Do this: Show all lines from the data that include the word "component".

Given records:
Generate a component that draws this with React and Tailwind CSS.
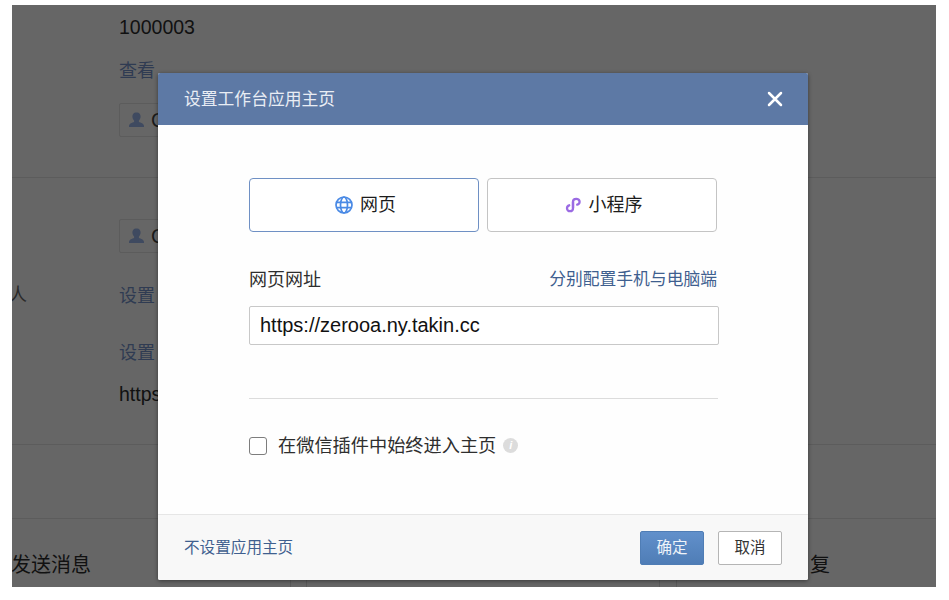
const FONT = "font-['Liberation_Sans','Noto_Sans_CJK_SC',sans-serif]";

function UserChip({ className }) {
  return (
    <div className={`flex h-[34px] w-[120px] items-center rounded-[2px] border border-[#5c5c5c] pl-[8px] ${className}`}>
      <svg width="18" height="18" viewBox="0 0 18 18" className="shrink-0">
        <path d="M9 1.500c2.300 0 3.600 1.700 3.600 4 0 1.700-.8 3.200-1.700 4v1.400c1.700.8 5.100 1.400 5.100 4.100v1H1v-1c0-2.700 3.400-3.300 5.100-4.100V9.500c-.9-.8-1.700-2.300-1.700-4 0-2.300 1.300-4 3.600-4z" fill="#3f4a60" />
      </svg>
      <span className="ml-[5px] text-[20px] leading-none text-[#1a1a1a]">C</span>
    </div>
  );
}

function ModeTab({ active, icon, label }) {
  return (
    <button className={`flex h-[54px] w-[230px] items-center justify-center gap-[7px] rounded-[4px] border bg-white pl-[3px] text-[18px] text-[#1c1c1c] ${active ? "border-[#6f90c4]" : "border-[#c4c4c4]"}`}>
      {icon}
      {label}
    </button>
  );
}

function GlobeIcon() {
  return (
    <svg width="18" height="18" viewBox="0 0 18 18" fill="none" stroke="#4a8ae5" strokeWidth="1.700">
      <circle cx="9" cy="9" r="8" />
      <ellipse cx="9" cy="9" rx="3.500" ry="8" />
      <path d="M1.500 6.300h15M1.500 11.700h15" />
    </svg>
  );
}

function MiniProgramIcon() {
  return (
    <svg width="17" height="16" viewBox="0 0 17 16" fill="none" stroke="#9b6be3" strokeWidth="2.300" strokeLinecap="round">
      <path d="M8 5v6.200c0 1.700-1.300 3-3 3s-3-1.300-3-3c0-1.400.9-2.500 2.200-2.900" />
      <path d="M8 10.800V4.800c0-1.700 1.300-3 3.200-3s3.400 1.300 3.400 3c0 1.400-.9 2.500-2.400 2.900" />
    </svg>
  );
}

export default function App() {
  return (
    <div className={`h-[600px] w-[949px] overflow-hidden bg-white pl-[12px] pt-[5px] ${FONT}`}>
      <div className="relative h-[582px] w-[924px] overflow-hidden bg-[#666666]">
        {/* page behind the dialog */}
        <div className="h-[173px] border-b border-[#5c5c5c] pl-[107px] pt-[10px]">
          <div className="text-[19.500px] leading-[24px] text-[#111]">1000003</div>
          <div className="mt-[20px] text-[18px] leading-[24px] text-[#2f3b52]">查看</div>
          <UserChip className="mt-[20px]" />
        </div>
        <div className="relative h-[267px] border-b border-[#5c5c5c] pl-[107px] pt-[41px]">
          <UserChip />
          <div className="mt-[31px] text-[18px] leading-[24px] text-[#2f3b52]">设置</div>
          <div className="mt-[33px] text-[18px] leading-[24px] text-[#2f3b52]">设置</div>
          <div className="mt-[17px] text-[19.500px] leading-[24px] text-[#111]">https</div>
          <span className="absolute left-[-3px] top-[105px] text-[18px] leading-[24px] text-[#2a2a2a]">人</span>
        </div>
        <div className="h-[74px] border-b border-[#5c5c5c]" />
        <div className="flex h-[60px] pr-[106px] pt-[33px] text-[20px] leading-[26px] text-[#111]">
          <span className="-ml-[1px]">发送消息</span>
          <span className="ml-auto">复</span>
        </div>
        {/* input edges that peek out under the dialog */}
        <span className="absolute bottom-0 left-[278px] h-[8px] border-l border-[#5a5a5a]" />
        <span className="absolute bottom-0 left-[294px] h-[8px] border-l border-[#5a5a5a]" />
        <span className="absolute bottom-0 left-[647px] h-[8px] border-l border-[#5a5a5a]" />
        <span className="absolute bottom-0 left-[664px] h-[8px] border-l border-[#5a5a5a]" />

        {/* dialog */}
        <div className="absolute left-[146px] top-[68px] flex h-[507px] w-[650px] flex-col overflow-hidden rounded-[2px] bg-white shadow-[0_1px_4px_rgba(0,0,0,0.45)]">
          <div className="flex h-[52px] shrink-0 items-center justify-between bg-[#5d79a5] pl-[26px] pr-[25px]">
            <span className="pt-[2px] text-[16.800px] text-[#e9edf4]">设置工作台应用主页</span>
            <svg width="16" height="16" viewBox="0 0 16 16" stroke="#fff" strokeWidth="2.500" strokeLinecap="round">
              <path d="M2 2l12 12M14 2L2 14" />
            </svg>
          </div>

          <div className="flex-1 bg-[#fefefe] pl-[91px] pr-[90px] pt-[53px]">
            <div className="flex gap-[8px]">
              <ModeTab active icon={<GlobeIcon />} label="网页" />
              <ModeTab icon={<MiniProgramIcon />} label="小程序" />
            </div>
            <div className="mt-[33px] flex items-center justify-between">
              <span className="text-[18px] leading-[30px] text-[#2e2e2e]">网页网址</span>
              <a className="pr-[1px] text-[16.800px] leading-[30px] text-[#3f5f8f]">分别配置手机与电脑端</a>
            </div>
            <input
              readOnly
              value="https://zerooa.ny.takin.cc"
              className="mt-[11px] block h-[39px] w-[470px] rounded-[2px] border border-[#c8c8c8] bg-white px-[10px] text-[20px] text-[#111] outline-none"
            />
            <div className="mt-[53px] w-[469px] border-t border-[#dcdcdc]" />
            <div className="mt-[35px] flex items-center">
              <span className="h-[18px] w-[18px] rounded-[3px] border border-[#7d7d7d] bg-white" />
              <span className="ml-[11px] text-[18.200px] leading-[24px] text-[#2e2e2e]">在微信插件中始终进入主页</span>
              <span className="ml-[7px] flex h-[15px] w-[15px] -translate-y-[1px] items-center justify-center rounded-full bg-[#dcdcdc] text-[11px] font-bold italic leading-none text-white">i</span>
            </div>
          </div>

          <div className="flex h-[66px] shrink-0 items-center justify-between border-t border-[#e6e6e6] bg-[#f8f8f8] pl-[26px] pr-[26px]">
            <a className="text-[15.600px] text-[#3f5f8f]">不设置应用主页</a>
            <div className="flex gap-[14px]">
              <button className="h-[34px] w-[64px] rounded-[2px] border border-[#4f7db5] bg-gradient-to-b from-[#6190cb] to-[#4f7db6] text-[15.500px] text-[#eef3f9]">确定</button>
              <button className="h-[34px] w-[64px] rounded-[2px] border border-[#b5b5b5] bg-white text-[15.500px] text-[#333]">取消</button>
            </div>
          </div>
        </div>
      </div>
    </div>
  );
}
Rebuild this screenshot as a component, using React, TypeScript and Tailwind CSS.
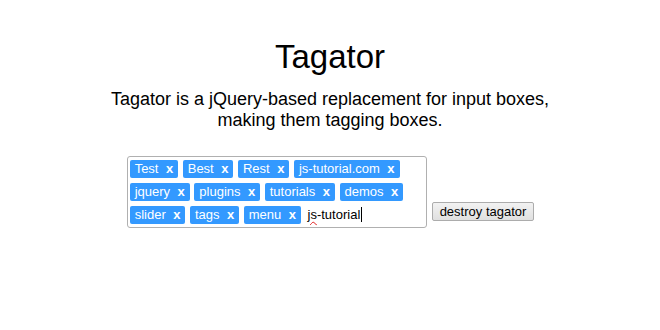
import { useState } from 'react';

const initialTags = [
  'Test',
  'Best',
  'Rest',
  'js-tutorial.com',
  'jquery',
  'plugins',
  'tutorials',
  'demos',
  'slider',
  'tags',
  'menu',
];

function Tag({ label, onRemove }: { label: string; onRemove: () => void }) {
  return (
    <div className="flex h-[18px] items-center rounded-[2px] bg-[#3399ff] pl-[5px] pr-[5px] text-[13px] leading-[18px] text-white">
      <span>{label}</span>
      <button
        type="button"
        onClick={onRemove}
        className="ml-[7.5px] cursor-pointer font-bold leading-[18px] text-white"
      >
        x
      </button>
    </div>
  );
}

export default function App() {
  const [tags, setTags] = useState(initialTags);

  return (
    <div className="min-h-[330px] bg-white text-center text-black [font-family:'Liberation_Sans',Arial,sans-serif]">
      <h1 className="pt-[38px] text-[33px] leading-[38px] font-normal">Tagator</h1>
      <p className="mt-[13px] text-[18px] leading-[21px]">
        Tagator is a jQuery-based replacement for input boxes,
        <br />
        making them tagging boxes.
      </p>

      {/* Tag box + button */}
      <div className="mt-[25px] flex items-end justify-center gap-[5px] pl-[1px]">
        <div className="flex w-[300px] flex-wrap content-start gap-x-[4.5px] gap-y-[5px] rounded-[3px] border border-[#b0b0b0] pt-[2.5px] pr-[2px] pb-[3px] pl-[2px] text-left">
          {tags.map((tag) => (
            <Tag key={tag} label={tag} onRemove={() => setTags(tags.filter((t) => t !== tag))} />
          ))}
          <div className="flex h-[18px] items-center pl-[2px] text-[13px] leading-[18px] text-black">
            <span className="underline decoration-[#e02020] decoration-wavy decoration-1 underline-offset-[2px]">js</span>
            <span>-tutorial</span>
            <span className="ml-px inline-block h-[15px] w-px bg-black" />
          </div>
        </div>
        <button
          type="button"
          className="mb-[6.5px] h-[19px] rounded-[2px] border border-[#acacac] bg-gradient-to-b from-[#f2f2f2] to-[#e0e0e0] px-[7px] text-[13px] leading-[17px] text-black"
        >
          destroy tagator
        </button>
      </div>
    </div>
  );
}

Result of the exercise:
Generate a component that draws this with React and Tailwind CSS.
Rebuild this screenshot as a component, using React, TypeScript and Tailwind CSS.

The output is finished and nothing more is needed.